On The Underrated Sublimity Of Throwing Your Miserable Guts Up

I come to sing the praises of a good, hard puke.

Such a stomach-turn is a borderline spiritual event, a deep cleanse. It's a medical marvel — hardly a cure-all, but certainly a cure-some. Get past the squeak it leaves on your molars, the collateral runny nose, the embarrassment of becoming an involuntary spectacle, the contagious smell. It's the most gratifying moment sickness offers, when the pendulum swings back toward equilibrium with soggy, zero-g violence. It's an Old Testament response (become the flood!) to an impurity. Emptiness is cleanliness is next to whatever expels the devil that became you.

It is here for good. Stand way the hell back and embrace it. Not for nothing does the rally follow the boot.

I was moved (in a relentless rocking motion) to deploy a GHP this week a few feet over the rich azure of the Pacific Ocean. This was on a snorkeling trip during high winds. I'd neglected to shave, leaving just enough room under the seal on my mask that the waves forced water in, and up my nose, and down my throat, and when I'd remove it to snot-blast out the salt, the snorkel would get wet — long story short, I don't know how many shots of ocean water I drank on yo-yo waves before clambering back onto the boat for a breather. I sauntered up to the bow, summoned a bit of focus and chummed up a burst of half-digested sandwich over the railing. I heard my soul rattle, and maybe an angel giggle. All sloshing stopped. Time went from being a flat circle to a confetti rain over a coral reef. It felt great because for a second I felt nothing at all.

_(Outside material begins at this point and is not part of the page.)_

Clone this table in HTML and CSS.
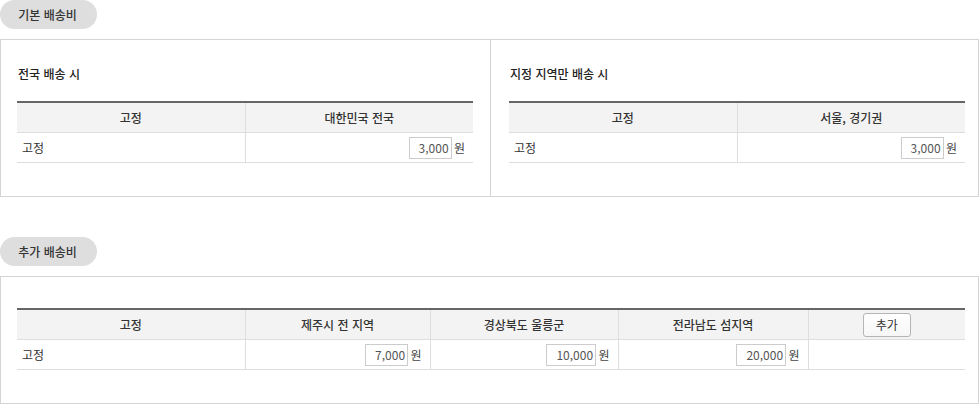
FILE: index.html
```html
<!DOCTYPE html>
<html lang="ko">
<head>
<meta charset="utf-8">
<link rel="stylesheet" href="styles.css">
</head>
<body>
<section class="section">
  <div class="pill">기본 배송비</div>
  <div class="box split">
    <div class="panel panel-left">
      <h3 class="heading">전국 배송 시</h3>
      <table class="tbl">
        <colgroup><col class="c-first"><col></colgroup>
        <thead><tr><th>고정</th><th>대한민국 전국</th></tr></thead>
        <tbody><tr><td class="label">고정</td><td class="val"><span class="num">3,000</span> <span class="unit">원</span></td></tr></tbody>
      </table>
    </div>
    <div class="panel panel-right">
      <h3 class="heading">지정 지역만 배송 시</h3>
      <table class="tbl">
        <colgroup><col class="c-first"><col></colgroup>
        <thead><tr><th>고정</th><th>서울, 경기권</th></tr></thead>
        <tbody><tr><td class="label">고정</td><td class="val"><span class="num">3,000</span> <span class="unit">원</span></td></tr></tbody>
      </table>
    </div>
  </div>
</section>
<section class="section second">
  <div class="pill">추가 배송비</div>
  <div class="box extra">
    <table class="tbl">
      <colgroup><col class="w1"><col class="w2"><col class="w3"><col class="w4"><col></colgroup>
      <thead><tr><th>고정</th><th>제주시 전 지역</th><th>경상북도 울릉군</th><th>전라남도 섬지역</th><th><button class="btn" type="button">추가</button></th></tr></thead>
      <tbody><tr><td class="label">고정</td><td class="val"><span class="num">7,000</span> <span class="unit">원</span></td><td class="val"><span class="num">10,000</span> <span class="unit">원</span></td><td class="val"><span class="num">20,000</span> <span class="unit">원</span></td><td></td></tr></tbody>
    </table>
  </div>
</section>
</body>
</html>
```
FILE: styles.css
```css
html, body {
  margin: 0;
  padding: 0;
  background: #fff;
}
body {
  width: 979px;
  font-family: "Noto Sans CJK KR", "Noto Sans", sans-serif;
  font-size: 12px;
  color: #333;
}
.section {
  display: flex;
  flex-direction: column;
  align-items: flex-start;
}
.second {
  margin-top: 40px;
}
.pill {
  width: 97px;
  height: 29px;
  line-height: 29px;
  background: #dedede;
  border-radius: 15px;
  text-align: center;
  font-size: 12px;
  font-weight: 500;
  color: #333;
  margin-bottom: 10px;
  box-sizing: border-box;
  padding-right: 2px;
}
.box {
  width: 979px;
  box-sizing: border-box;
  border: 1px solid #d4d4d4;
}
.split {
  display: flex;
}
.panel {
  box-sizing: border-box;
  padding-top: 25px;
  padding-bottom: 33px;
}
.panel-left {
  width: 490px;
  border-right: 1px solid #d4d4d4;
  padding-left: 16px;
  padding-right: 17px;
}
.panel-right {
  flex: 1;
  padding-left: 18px;
  padding-right: 13px;
}
.heading {
  margin: 0 0 18px 1px;
  font-size: 12px;
  font-weight: 500;
  line-height: 18px;
  color: #222;
}
.extra {
  padding: 31px 13px 33px 16px;
}
.tbl {
  width: 100%;
  border-collapse: collapse;
  table-layout: fixed;
  border-top: 2px solid #666;
}
.tbl th {
  height: 29px;
  background: #f3f3f3;
  font-weight: 500;
  color: #333;
  text-align: center;
  border-bottom: 1px solid #dedede;
  border-left: 1px solid #dedede;
  padding: 0;
}
.tbl td {
  height: 29px;
  border-bottom: 1px solid #dedede;
  border-left: 1px solid #dedede;
  padding: 0;
}
.tbl th:first-child, .tbl td:first-child {
  border-left: none;
}
.c-first {
  width: 228px;
}
.w1 { width: 228px; }
.w2 { width: 185px; }
.w3 { width: 188px; }
.w4 { width: 190px; }
.label {
  padding-left: 5px !important;
  color: #333;
}
.val {
  text-align: right;
  padding-right: 8px !important;
}
.num {
  display: inline-block;
  height: 20px;
  line-height: 20px;
  border: 1px solid #cccccc;
  padding: 0 2px 0 9px;
  color: #555;
  text-align: right;
  vertical-align: middle;
  margin-right: -1px;
}
.unit {
  display: inline-block;
  vertical-align: middle;
  line-height: 22px;
  color: #444;
}
.btn {
  width: 48px;
  height: 24px;
  border: 1px solid #b5b5b5;
  border-radius: 3px;
  background: linear-gradient(#ffffff, #f6f6f6);
  font-family: inherit;
  font-size: 12px;
  color: #333;
  padding: 0;
  cursor: pointer;
  vertical-align: middle;
}
```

A proper GHP will do that. You touch the void, and then you swish and spit. "You feel better?" one of the boat hands asked. Yes, I said, I did. She replied, "No one ever threw up and then said they felt worse."

That is, of course, over-optimistic bull. Plenty of throw-ups are right wretched. Not everyone has the world's largest geographical feature to use as his personal air-sick bag. Enclosed-spaces barfs are a pox. All too often we find ourselves yakking, or even GHPing, into a seat used most recently by an active human butt. Sometimes an overactive vurp masquerading as a GHP does little more than return a dinner we would have preferred to keep. And for every GHP that aborted a hangover, a staccato, Morse code series of pregnant hiccups signaled the onset of a flu or of food poisoning, followed by a solid 24 hours of sustained agony.

Then there are the empty-chamber aftershocks, the so-called dry heaves, that feel like doing standing crunches and generate nothing more than sludgy stomach paste. Sometimes, no matter how tightly you roll the tube, there is simply nothing left to squeeze out.

The heedlessly pro-throwup view also ignores the spiritual reckoning that a GHP forces upon us. Why, one asks while discreetly painting the yard, did it seem a good idea to run uphill sprint races after slow-nursing a half-bottle of Champagne on New Year's Eve? (Hint: Stupidity.) Under what warped circumstance, one asks while hunched over a Bourbon Street bar trash can, does a gentleman decide to chase an evening of celebratory red wine with shots of celebratory tequila? (They're only free until you pay for them.) The lucidity imparted by a GHP gives us pause. We have an eternal instant to evaluate drinks imbibed, chicken undercooked, mayonnaise unrefrigerated, turns taken too quickly, rollers coasted, dares doubly dogged. Through a GHP we learn our limits. In our clarity, shame may lurk. Usually, the GHP informs us, we done fucked up.

When Lionel Messi performs a good, hard puke during a match, he's allowed to say afterwards, "It happens to me all the time: during the matches, while training, when I'm at home. I don't know why it happens, but it happens." He gets to say that because he is at the outer limits of athleticism, of human being-ness. For most of us, it is a lesson disguised as a punishment. A GHP always teaches us something, and should properly open our minds, even as we realize we're impersonating a burst piñata.

My lesson this week was to shave before casting myself over 40 feet of water, expecting a mask to seal. Or not to tempt high waves at all. In either case, I learned anew to welcome and accept the GHP when it arrives. After I reverse-lunched, I felt a new equilibrium. I drank clean, cold water. I stood on the bow and stared into the distance. I breathed. And at some point, the salty soup and the rocking of the boat coalesced into a full-blown bout of seasickness, a pummeling of nausea that lasted four godforsaken hours. It was awful, except for the instant when all that cold water returned as an effortless levitation. In that moment of good, hard puke emptiness, the void brought on fleeting stillness. And then — hey, wouldn't you know. Beneath the opaque sheen there rose a Crayola riot of tropical fish, greedy beauties, compelled in an unexpected suddenness to ascend to the surface.